Of course the Web is bound to continue throwing up astonishing business concepts for some time yet, for creative ideas are two a penny. Nowadays an arts graduate in Calcutta has as much chance of coming up with a Web winner as a Stanford U.
geek. The problem in the future is not going to be finding new creative ideas,
but how to turn these ideas into workable business propositions. Especially when
your idea is competing against x million other creative ideas. This is not a new
business problem, just one writ large by the scale of a global network.
So what can I advise my friend, he of the houses on the Web fame? Well perhaps
the first lesson that needs to be learned is that there is no quick route to the
gold fields. The 49ers had the choice of a scurvy-ridden 6 month boat trip or an
equal time on a hot dusty wagon to get to their veins of metal. Wannabytes may
find it takes much much longer to hit paydirt on the Net. Forget about the idea
of going public in six months and retiring to the yacht. Even if you succeed in
getting that glamorous IPO, it’s just the start of the journey. Web business,
after all, is just business, and needs to be treated that way.
Do you really want to become a florist? Then why get all excited about setting
up an online flower seller? You’ll still have all the hassles of supplying the
goods to demanding customers, whether it’s online or on Cheam Lane. And why not
come up with an idea that adds value to the customer? Don’t just set up a
florist, set up something which really helps people to make gift giving easier.
Do a deal with other online and conventional companies in similar fields, offer
a plethora of information and advice on horticulture, provide a rose watering
service for after delivery value. Do anything but offer a plain Jane brochure of
a lot of digitised flora.
Above all though, it pays to remember one thing. When the fever is over and the
venture capital vultures have moved on to their next big score, you will still
be left with your business.
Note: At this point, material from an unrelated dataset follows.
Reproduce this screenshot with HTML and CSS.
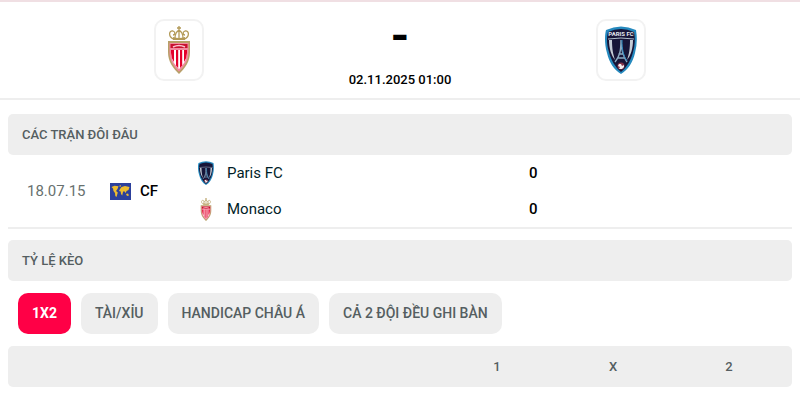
FILE: index.html
```html
<!DOCTYPE html>
<html lang="vi">
<head>
    <meta charset="UTF-8">
    <meta name="viewport" content="width=device-width, initial-scale=1.0">
    <title>Monaco - Paris FC</title>
    <link rel="stylesheet" href="styles.css">
</head>
<body>

    <!-- Match Header -->
    <header class="match-header">
        <a href="#" class="team-logo" aria-label="Monaco">
            <svg class="crest-monaco" viewBox="0 0 24 48">
                <g id="monaco">
                    <g fill="none" stroke="#b39a58" stroke-width="1.3">
                        <path d="M6 13C1 10 2 4 6 5c3 1 2 4 0 4M18 13c5-3 4-9 0-8-3 1-2 4 0 4"/>
                        <path d="M8 12c0-4 1-6 4-8 3 2 4 4 4 8M12 0v12M10 2h4"/>
                    </g>
                    <path d="M6 11q6 2 12 0v3H6z" fill="#b39a58"/>
                    <path d="M1 15h22v11c0 10-5 16-11 22C6 42 1 36 1 26z" fill="#b8a069"/>
                    <path d="M2.500 17h19v9c0 9-4 14-9.500 19.500C6.500 40 2.500 35 2.500 26z" fill="#f28aa0"/>
                    <path d="M3.500 18h17v4h-17z" fill="#c8102e"/>
                    <path d="M6 21q6-3 12 0" fill="none" stroke="#f9c4ce" stroke-width="1.500"/>
                    <path d="M4 24h16v3c0 7-4 12-8 16-4-4-8-9-8-16z" fill="#fff"/>
                    <path d="M4 24h3v12q-3-4-3-9zM9 24h2.200v18L9 39.500zM13 24h2.200v15.500L13 42zM17 24h3v3q0 5-3 9z" fill="#e4002b"/>
                </g>
            </svg>
        </a>
        <div class="match-info">
            <div class="score">-</div>
            <div class="start-time">02.11.2025 01:00</div>
        </div>
        <a href="#" class="team-logo" aria-label="Paris FC">
            <svg class="crest-paris" viewBox="0 0 32 48">
                <g id="paris">
                    <path d="M1 4Q16-3 31 4q2 12-1 23c-2 9-7 17-14 21C9 44 4 36 2 27-1 16 0 8 1 4z" fill="#2589be"/>
                    <path d="M3 6q13-6 26 0 2 10-1 20c-2 8-6 15-12 20C10 41 6 34 4 26 1 16 2 10 3 6z" fill="#171538"/>
                    <path d="M3 13q13-2 26 0" fill="none" stroke="#aebdca" stroke-width="1"/>
                    <path d="M4 14h3c0 9 1 14 3 20-4-5-6-12-6-20zM28 14h-3c0 9-1 14-3 20 4-5 6-12 6-20z" fill="#c5ccd6"/>
                    <path d="M16 14c0 10-1 16-6 22M16 14c0 10 2 16 6 22M13.500 28h5M12 32h8" fill="none" stroke="#8dabc2" stroke-width="1.400"/>
                    <path d="M17 14c0 9 1 15 5 21" fill="none" stroke="#2b86bd" stroke-width="1"/>
                    <circle cx="16" cy="40" r="3.500" fill="#843449"/>
                    <path d="M14 38h2l1 2 2-1v2l-2 2h-3l1-2-2-1z" fill="#f2eef2"/>
                </g>
                <text x="16" y="10" class="crest-text">PARIS FC</text>
            </svg>
        </a>
    </header>

    <main class="content">

        <!-- Head to Head -->
        <h2 class="section-title">CÁC TRẬN ĐÔI ĐÂU</h2>
        <div class="h2h-row">
            <span class="date">18.07.15</span>
            <div class="competition">
                <svg class="flag" viewBox="0 0 21 17" aria-hidden="true">
                    <path d="M0 0h21v17H0z" fill="#2c409c"/>
                    <path d="M1.500 4l3-1.200 4 .5L7.500 6 6 8l1.800 1.500L6.500 14l-1.200-1L5 10 3.500 8 3 5.500zM9 3l2-1-.5 2zM10 6l1.500-2L15 3l4.500 1-1 3-2 1-.8 2L14 8l-1 1-.8 3.500L11 11l-.3-2.500L9 8zM16 11l2-.5 1 2-2 .5z" fill="#eebc2e"/>
                </svg>
                <span>CF</span>
            </div>
            <div class="teams">
                <div class="team">
                    <span class="team-icon">
                        <svg class="icon-paris" viewBox="0 0 32 48" aria-hidden="true"><use href="#paris"/></svg>
                    </span>
                    <span class="team-name">Paris FC</span>
                    <span class="goals">0</span>
                </div>
                <div class="team">
                    <span class="team-icon">
                        <svg class="icon-monaco" viewBox="0 0 24 48" aria-hidden="true"><use href="#monaco"/></svg>
                    </span>
                    <span class="team-name">Monaco</span>
                    <span class="goals">0</span>
                </div>
            </div>
        </div>

        <!-- Odds -->
        <h2 class="section-title">TỶ LỆ KÈO</h2>
        <div class="tabs">
            <button type="button" class="tab active">1X2</button>
            <button type="button" class="tab">TÀI/XỈU</button>
            <button type="button" class="tab">HANDICAP CHÂU Á</button>
            <button type="button" class="tab">CẢ 2 ĐỘI ĐỀU GHI BÀN</button>
        </div>
        <table class="odds-table">
            <thead>
                <tr>
                    <td></td>
                    <th scope="col">1</th>
                    <th scope="col">X</th>
                    <th scope="col">2</th>
                    <td class="edge"></td>
                </tr>
            </thead>
        </table>
    </main>

</body>
</html>
```
FILE: styles.css
```css
* {
    box-sizing: border-box;
}

body {
    font-family: Roboto, "Liberation Sans", sans-serif;
    background-color: #fff;
    color: #001e28;
    margin: 0;
    border-top: 2px solid #f0dfe3;
}

/* Match Header */
.match-header {
    display: grid;
    grid-template-columns: repeat(3, 221px);
    justify-content: center;
    justify-items: center;
    padding: 17px 0 10px;
    border-bottom: 2px solid #eee;
}

.team-logo {
    display: flex;
    justify-content: center;
    align-items: center;
    width: 50px;
    height: 62px;
    border: 2px solid #f2f2f2;
    border-radius: 10px;
}

.crest-monaco {
    width: 24px;
    height: 48px;
}

.crest-paris {
    width: 32px;
    height: 48px;
}

.crest-text {
    font-size: 6px;
    font-weight: bold;
    fill: #e4e8ee;
    text-anchor: middle;
}

.match-info {
    text-align: center;
    color: #000;
}

.score {
    font-size: 48px;
    font-weight: bold;
    line-height: 34px;
}

.start-time {
    font-size: 13px;
    font-weight: 500;
    line-height: 16px;
    margin-top: 19px;
}

.content {
    padding: 14px 8px;
}

/* Section Titles */
.section-title {
    margin: 0;
    padding: 0 14px;
    background-color: #eee;
    border-radius: 5px;
    color: #555e61;
    font-size: 13px;
    font-weight: 500;
    line-height: 41px;
}

/* Head to Head Row */
.h2h-row {
    display: flex;
    align-items: center;
    padding-left: 19px;
    margin-bottom: 11px;
    border-bottom: 2px solid #eee;
    font-size: 15px;
}

.date {
    width: 83px;
    color: #68716f;
}

.competition {
    display: flex;
    align-items: center;
    gap: 9px;
    width: 86px;
    color: #000;
    font-weight: 500;
}

.flag {
    width: 21px;
    height: 17px;
}

.teams {
    flex: 1;
}

.team {
    display: flex;
    align-items: center;
    height: 36px;
}

.team-icon {
    display: flex;
    justify-content: center;
    width: 20px;
    margin-right: 11px;
}

.icon-paris {
    width: 16px;
    height: 24px;
}

.icon-monaco {
    width: 12px;
    height: 23px;
}

.team-name {
    flex: 1;
}

.goals {
    width: 263px;
    color: #000;
    font-weight: 500;
}

/* Odds Tabs */
.tabs {
    display: flex;
    flex-wrap: wrap;
    gap: 10px;
    padding: 12px 10px;
}

.tab {
    padding: 0 14px;
    border: none;
    border-radius: 10px;
    background-color: #eee;
    color: #555e61;
    font-family: inherit;
    font-size: 14px;
    font-weight: 500;
    line-height: 41px;
    cursor: pointer;
}

.tab.active {
    background-color: #ff0046;
    color: #fff;
    font-weight: bold;
}

/* Odds Table */
.odds-table {
    width: 100%;
    table-layout: fixed;
    border-spacing: 0;
    border-radius: 5px;
    background-color: #eee;
    color: #555e61;
    font-size: 13px;
    line-height: 41px;
}

.odds-table th,
.odds-table td {
    padding: 0;
}

.odds-table th {
    width: 116px;
    font-weight: 500;
}

.odds-table .edge {
    width: 5px;
}
```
For good or ill it will have to give you a living,
winning out against the white heat of global competition – from a clever ‘mom
and pop’ in Seattle to a multi-lingual conglomerate from Hong Kong, Helsinki or
Bratislava. If you’ve got any doubts about being able to cope on this scale in
the long run, remember clever Sam Brannan – digging in the dirt may not be the
only way to make money in this kind of climate.